Back in Georgia, did not [Ralph] Abernathy insist “this is God’s Albany”? Heschel pronounced, “This is not a white man’s world. This is not a colored man’s world. It is God’s world.” King argued against resignation to the slights of the world. To those who thought action would be “too little and too late,” that all we can do is weep, Heschel retorted that if Moses had followed that lesson, “I would still be in Egypt building pyramids.”
Both men were capable of intense feelings that required a visceral language to express them adequately. Resorting in his speech to the same imagery of foul smell he had invoked in a Birmingham mass meeting, King said, “The oft-repeated clichés, ‘The time is not ripe, ‘Negroes are not culturally ready,’ are a stench in the nostrils of God.” “My heart is sick,” admitted Heschel, “when I think of the anguish and the sighs, of the quiet tears shed in the nights in the overcrowded dwellings in the slums of our great cities, of the pangs of despair, of the cup of humiliation that is running over.”
To top it all off, both men cited King’s favorite line from Amos, “Let justice roll down like waters, and righteousness like an everflowing stream.”
The two men’s friendship had a certain purity.
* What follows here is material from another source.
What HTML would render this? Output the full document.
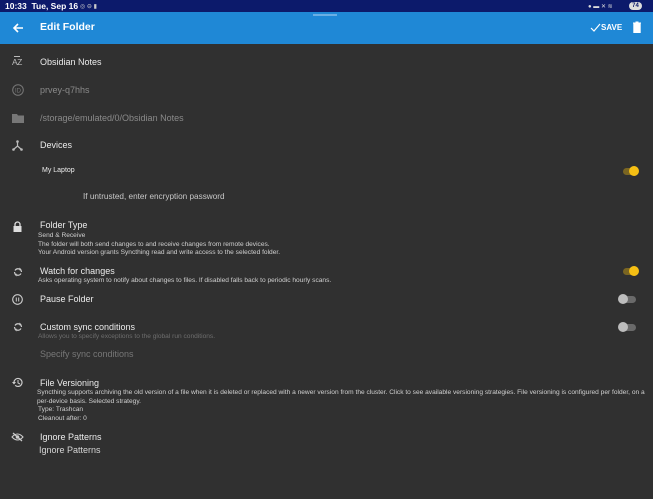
<!DOCTYPE html>
<html><head><meta charset="utf-8"><style>
*{margin:0;padding:0;box-sizing:border-box}
body{width:653px;height:499px;background:#303030;font-family:"Liberation Sans",sans-serif;color:#e8e8e8;position:relative;overflow:hidden}
.a{position:absolute;white-space:nowrap}
.t{font-size:9px;color:#ececec}
.s{font-size:6.6px;color:#d0d0d0;line-height:8.5px}
.g{color:#8a8a8a}
svg.i{position:absolute}
.tog{position:absolute;width:14px;height:7px;border-radius:4px}
.th{position:absolute;width:10px;height:10px;border-radius:50%}
</style></head><body>
<div class="a" style="left:0;top:0;width:653px;height:12px;background:#0c1a6b"></div>
<div class="a" style="left:5px;top:1px;font-size:8.5px;font-weight:bold;color:#fff">10:33&nbsp; Tue, Sep 16</div>
<div class="a" style="left:80px;top:3px;width:26px;height:6px;color:#ccc;font-size:6px">◎ ⊖ ▮</div>
<div class="a" style="left:588px;top:3px;width:40px;height:6px;color:#ddd;font-size:6px">● ▬ ✕ ≋</div>
<div class="a" style="left:629px;top:2px;width:13px;height:8px;border-radius:4px;background:#ddd;color:#0c1a6b;font-size:6px;text-align:center;font-weight:bold;line-height:8px">74</div>
<div class="a" style="left:0;top:12px;width:653px;height:32px;background:#1f88d6"></div>
<div class="a" style="left:313px;top:14px;width:24px;height:2px;background:#6aaee4"></div>
<svg class="i" style="left:12px;top:22px" width="12" height="12" viewBox="0 0 12 12"><path d="M11 6H2M6 2L2 6l4 4" stroke="#fff" stroke-width="1.6" fill="none"/></svg>
<div class="a" style="left:40px;top:21px;font-size:10.5px;font-weight:bold;color:#fff">Edit Folder</div>
<svg class="i" style="left:590px;top:23px" width="11" height="9" viewBox="0 0 11 9"><path d="M1 5l3 3 6-7" stroke="#fff" stroke-width="1.2" fill="none"/></svg>
<div class="a" style="left:601px;top:23px;font-size:8px;font-weight:bold;color:#fff">SAVE</div>
<svg class="i" style="left:632px;top:21px" width="10" height="12" viewBox="0 0 10 12"><path d="M1 2h8M3.5 1h3M1.8 3h6.4v8.5H1.8z" stroke="#fff" fill="#fff"/></svg>

<div class="a" style="left:12px;top:57px;font-size:8.5px;color:#bbb;letter-spacing:-0.5px">AZ</div>
<div class="a" style="left:14px;top:56px;width:6px;height:1px;background:#bbb"></div>
<div class="a t" style="left:40px;top:57px">Obsidian Notes</div>
<svg class="i" style="left:12px;top:84px" width="12" height="12"><circle cx="6" cy="6" r="5.3" stroke="#777" fill="none"/><text x="3" y="8.5" font-size="6" fill="#777" font-family="Liberation Sans">ID</text></svg>
<div class="a t g" style="left:40px;top:85px">prvey-q7hhs</div>
<svg class="i" style="left:12px;top:113px" width="12" height="10"><path d="M0 1h5l1 1.5h6V10H0z" fill="#777"/></svg>
<div class="a t g" style="left:40px;top:113px">/storage/emulated/0/Obsidian Notes</div>
<svg class="i" style="left:12px;top:140px" width="11" height="11"><path d="M5.5 1v5M5.5 6L1.5 9.5M5.5 6l4 3.5" stroke="#bbb" stroke-width="1.2"/><circle cx="5.5" cy="1.5" r="1.3" fill="#bbb"/><circle cx="1.5" cy="9.5" r="1.3" fill="#bbb"/><circle cx="9.5" cy="9.5" r="1.3" fill="#bbb"/></svg>
<div class="a t" style="left:40px;top:140px">Devices</div>
<div class="a" style="left:42px;top:167px;font-size:7px;color:#eee">My Laptop</div>
<div class="tog" style="left:623px;top:168px;background:#7a6522"></div><div class="th" style="left:629px;top:166px;background:#f5bf14"></div>
<div class="a" style="left:83px;top:192px;font-size:8.2px;color:#c8c8c8">If untrusted, enter encryption password</div>

<svg class="i" style="left:13px;top:221px" width="9" height="11"><path d="M2 5V3.5a2.5 2.5 0 015 0V5" stroke="#ddd" fill="none" stroke-width="1.3"/><rect x="0.5" y="5" width="8" height="6" fill="#ddd"/></svg>
<div class="a t" style="left:40px;top:220px">Folder Type</div>
<div class="a s" style="left:38px;top:232px">Send &amp; Receive<br>The folder will both send changes to and receive changes from remote devices.<br>Your Android version grants Syncthing read and write access to the selected folder.</div>

<svg class="i" style="left:13px;top:267px" width="10" height="10" viewBox="0 0 10 10"><path d="M2 3.5A3.5 3.5 0 018.5 5M8 6.5A3.5 3.5 0 011.5 5" stroke="#ccc" stroke-width="1.2" fill="none"/><path d="M6.5 0.5l2 2-2 1z" fill="#ccc"/><path d="M3.5 9.5l-2-2 2-1z" fill="#ccc"/></svg>
<div class="a t" style="left:40px;top:266px">Watch for changes</div>
<div class="a s" style="left:38px;top:277px">Asks operating system to notify about changes to files. If disabled falls back to periodic hourly scans.</div>
<div class="tog" style="left:623px;top:268px;background:#7a6522"></div><div class="th" style="left:629px;top:266px;background:#f5bf14"></div>

<svg class="i" style="left:12px;top:294px" width="11" height="11"><circle cx="5.5" cy="5.5" r="4.8" stroke="#ccc" fill="none" stroke-width="1.1"/><path d="M4.3 3.5v4M6.7 3.5v4" stroke="#ccc"/></svg>
<div class="a t" style="left:40px;top:294px">Pause Folder</div>
<div class="tog" style="left:622px;top:296px;background:#6a6a6a"></div><div class="th" style="left:618px;top:294px;background:#bdbdbd"></div>

<svg class="i" style="left:13px;top:322px" width="10" height="10" viewBox="0 0 10 10"><path d="M2 3.5A3.5 3.5 0 018.5 5M8 6.5A3.5 3.5 0 011.5 5" stroke="#ccc" stroke-width="1.2" fill="none"/><path d="M6.5 0.5l2 2-2 1z" fill="#ccc"/><path d="M3.5 9.5l-2-2 2-1z" fill="#ccc"/></svg>
<div class="a t" style="left:40px;top:322px">Custom sync conditions</div>
<div class="a s" style="left:38px;top:333px;color:#6e6e6e">Allows you to specify exceptions to the global run conditions.</div>
<div class="tog" style="left:622px;top:324px;background:#6a6a6a"></div><div class="th" style="left:618px;top:322px;background:#bdbdbd"></div>
<div class="a t" style="left:40px;top:349px;color:#777">Specify sync conditions</div>

<svg class="i" style="left:12px;top:377px" width="11" height="11" viewBox="0 0 11 11"><path d="M2 5.5a4 4 0 111.2 2.8" stroke="#ccc" stroke-width="1.2" fill="none"/><path d="M0 5h4L2 7.5z" fill="#ccc"/><path d="M6 3v3l2 1" stroke="#ccc" fill="none"/></svg>
<div class="a t" style="left:40px;top:378px">File Versioning</div>
<div class="a s" style="left:37px;top:389px">Syncthing supports archiving the old version of a file when it is deleted or replaced with a newer version from the cluster. Click to see available versioning strategies. File versioning is configured per folder, on a<br>per-device basis. Selected strategy.</div>
<div class="a s" style="left:38px;top:406px">Type: Trashcan</div>
<div class="a s" style="left:38px;top:415px">Cleanout after: 0</div>

<svg class="i" style="left:11px;top:432px" width="13" height="10" viewBox="0 0 13 10"><path d="M1 5Q6.5-1 12 5Q6.5 11 1 5z" stroke="#ccc" fill="none" stroke-width="1.1"/><circle cx="6.5" cy="5" r="1.8" fill="#ccc"/><path d="M2 1l9 8" stroke="#ccc" stroke-width="1.2"/></svg>
<div class="a t" style="left:40px;top:432px">Ignore Patterns</div>
<div class="a t" style="left:39px;top:445px;color:#d6d6d6">Ignore Patterns</div>
</body></html>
It was forged by the spiritual audacity — the concept is Heschel’s — that each man saw in the other. Such boldness also entailed a distinctive verbal practice. Like King, Heschel understood that the prophetic task entailed “speaking for those who are too weak to plead their own cause. Indeed, the major activity of the prophets was interference, remonstrating about wrongs inflicted on other people,” which in turn entailed talking God into the world.
When King was in need in Selma, he called on Heschel to come to his aid. At a service right before the march, Heschel read Psalm 27, “The Lord is my light and my salvation; whom shall I fear?” A famous photograph captured the two men walking over Pettus Bridge together. The marchers referred to the bearded sage as “Father Abraham.” Back in New York, Heschel wrote King: “The day we marched together out of Selma was a day of sanctification. That day I hope will never be past to me — that day will continue to be this day.” “For many of use,” he later reflected, “the march from Selma to Montgomery was about protest and prayer. Legs are not lips and walking is not kneeling. And yet our legs uttered songs. Even without words, our march was worship. I felt my legs were praying.”